--- START DATA SECTION ---
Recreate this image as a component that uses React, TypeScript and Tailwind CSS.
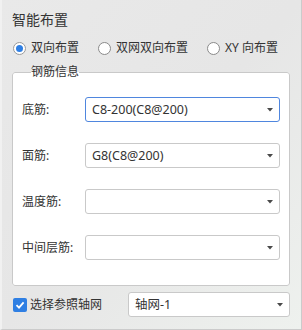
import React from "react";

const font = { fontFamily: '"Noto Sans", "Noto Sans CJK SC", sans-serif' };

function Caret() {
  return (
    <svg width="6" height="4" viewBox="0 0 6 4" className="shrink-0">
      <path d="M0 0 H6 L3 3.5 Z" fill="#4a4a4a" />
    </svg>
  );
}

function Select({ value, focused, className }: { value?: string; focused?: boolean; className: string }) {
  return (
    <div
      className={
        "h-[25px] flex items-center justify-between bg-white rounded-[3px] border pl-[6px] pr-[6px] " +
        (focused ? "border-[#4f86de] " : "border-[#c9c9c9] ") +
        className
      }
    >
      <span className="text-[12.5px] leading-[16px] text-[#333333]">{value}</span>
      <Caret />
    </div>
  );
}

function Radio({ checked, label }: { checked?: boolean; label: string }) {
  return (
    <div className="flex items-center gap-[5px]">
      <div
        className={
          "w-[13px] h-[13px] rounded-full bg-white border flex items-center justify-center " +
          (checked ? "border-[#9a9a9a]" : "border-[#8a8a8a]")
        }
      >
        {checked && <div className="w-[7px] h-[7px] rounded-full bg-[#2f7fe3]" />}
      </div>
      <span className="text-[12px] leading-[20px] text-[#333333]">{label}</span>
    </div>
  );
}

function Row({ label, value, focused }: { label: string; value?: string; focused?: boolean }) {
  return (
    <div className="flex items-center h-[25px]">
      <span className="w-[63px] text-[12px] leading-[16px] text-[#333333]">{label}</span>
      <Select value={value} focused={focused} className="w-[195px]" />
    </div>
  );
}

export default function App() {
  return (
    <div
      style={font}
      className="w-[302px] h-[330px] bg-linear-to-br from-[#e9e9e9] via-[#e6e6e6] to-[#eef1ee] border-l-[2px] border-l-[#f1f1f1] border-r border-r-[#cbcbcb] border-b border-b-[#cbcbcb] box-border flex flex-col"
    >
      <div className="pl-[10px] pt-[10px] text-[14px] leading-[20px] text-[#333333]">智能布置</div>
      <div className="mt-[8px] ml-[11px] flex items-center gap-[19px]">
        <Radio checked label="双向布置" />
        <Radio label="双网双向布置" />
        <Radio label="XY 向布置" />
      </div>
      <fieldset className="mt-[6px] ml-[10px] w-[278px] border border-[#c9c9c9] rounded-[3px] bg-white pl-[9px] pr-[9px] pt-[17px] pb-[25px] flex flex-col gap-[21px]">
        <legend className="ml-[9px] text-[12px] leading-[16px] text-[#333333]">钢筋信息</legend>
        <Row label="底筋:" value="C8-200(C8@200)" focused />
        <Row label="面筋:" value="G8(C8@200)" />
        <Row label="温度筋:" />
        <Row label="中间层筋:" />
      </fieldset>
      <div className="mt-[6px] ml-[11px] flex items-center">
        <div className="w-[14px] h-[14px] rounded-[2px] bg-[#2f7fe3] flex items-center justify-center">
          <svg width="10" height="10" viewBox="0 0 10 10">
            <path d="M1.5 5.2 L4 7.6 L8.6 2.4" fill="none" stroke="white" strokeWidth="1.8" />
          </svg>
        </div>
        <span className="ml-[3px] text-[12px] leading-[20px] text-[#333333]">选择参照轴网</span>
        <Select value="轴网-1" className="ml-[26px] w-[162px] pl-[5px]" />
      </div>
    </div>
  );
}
--- END DATA SECTION ---
*STATED EXERCISE*: Set down the complete material exactly, but do not include the images.

*WRITTEN SOLUTION*:
Recreate this image as a component that uses React, TypeScript and Tailwind CSS.
import React from "react";

const font = { fontFamily: '"Noto Sans", "Noto Sans CJK SC", sans-serif' };

function Caret() {
  return (
    <svg width="6" height="4" viewBox="0 0 6 4" className="shrink-0">
      <path d="M0 0 H6 L3 3.5 Z" fill="#4a4a4a" />
    </svg>
  );
}

function Select({ value, focused, className }: { value?: string; focused?: boolean; className: string }) {
  return (
    <div
      className={
        "h-[25px] flex items-center justify-between bg-white rounded-[3px] border pl-[6px] pr-[6px] " +
        (focused ? "border-[#4f86de] " : "border-[#c9c9c9] ") +
        className
      }
    >
      <span className="text-[12.5px] leading-[16px] text-[#333333]">{value}</span>
      <Caret />
    </div>
  );
}

function Radio({ checked, label }: { checked?: boolean; label: string }) {
  return (
    <div className="flex items-center gap-[5px]">
      <div
        className={
          "w-[13px] h-[13px] rounded-full bg-white border flex items-center justify-center " +
          (checked ? "border-[#9a9a9a]" : "border-[#8a8a8a]")
        }
      >
        {checked && <div className="w-[7px] h-[7px] rounded-full bg-[#2f7fe3]" />}
      </div>
      <span className="text-[12px] leading-[20px] text-[#333333]">{label}</span>
    </div>
  );
}

function Row({ label, value, focused }: { label: string; value?: string; focused?: boolean }) {
  return (
    <div className="flex items-center h-[25px]">
      <span className="w-[63px] text-[12px] leading-[16px] text-[#333333]">{label}</span>
      <Select value={value} focused={focused} className="w-[195px]" />
    </div>
  );
}

export default function App() {
  return (
    <div
      style={font}
      className="w-[302px] h-[330px] bg-linear-to-br from-[#e9e9e9] via-[#e6e6e6] to-[#eef1ee] border-l-[2px] border-l-[#f1f1f1] border-r border-r-[#cbcbcb] border-b border-b-[#cbcbcb] box-border flex flex-col"
    >
      <div className="pl-[10px] pt-[10px] text-[14px] leading-[20px] text-[#333333]">智能布置</div>
      <div className="mt-[8px] ml-[11px] flex items-center gap-[19px]">
        <Radio checked label="双向布置" />
        <Radio label="双网双向布置" />
        <Radio label="XY 向布置" />
      </div>
      <fieldset className="mt-[6px] ml-[10px] w-[278px] border border-[#c9c9c9] rounded-[3px] bg-white pl-[9px] pr-[9px] pt-[17px] pb-[25px] flex flex-col gap-[21px]">
        <legend className="ml-[9px] text-[12px] leading-[16px] text-[#333333]">钢筋信息</legend>
        <Row label="底筋:" value="C8-200(C8@200)" focused />
        <Row label="面筋:" value="G8(C8@200)" />
        <Row label="温度筋:" />
        <Row label="中间层筋:" />
      </fieldset>
      <div className="mt-[6px] ml-[11px] flex items-center">
        <div className="w-[14px] h-[14px] rounded-[2px] bg-[#2f7fe3] flex items-center justify-center">
          <svg width="10" height="10" viewBox="0 0 10 10">
            <path d="M1.5 5.2 L4 7.6 L8.6 2.4" fill="none" stroke="white" strokeWidth="1.8" />
          </svg>
        </div>
        <span className="ml-[3px] text-[12px] leading-[20px] text-[#333333]">选择参照轴网</span>
        <Select value="轴网-1" className="ml-[26px] w-[162px] pl-[5px]" />
      </div>
    </div>
  );
}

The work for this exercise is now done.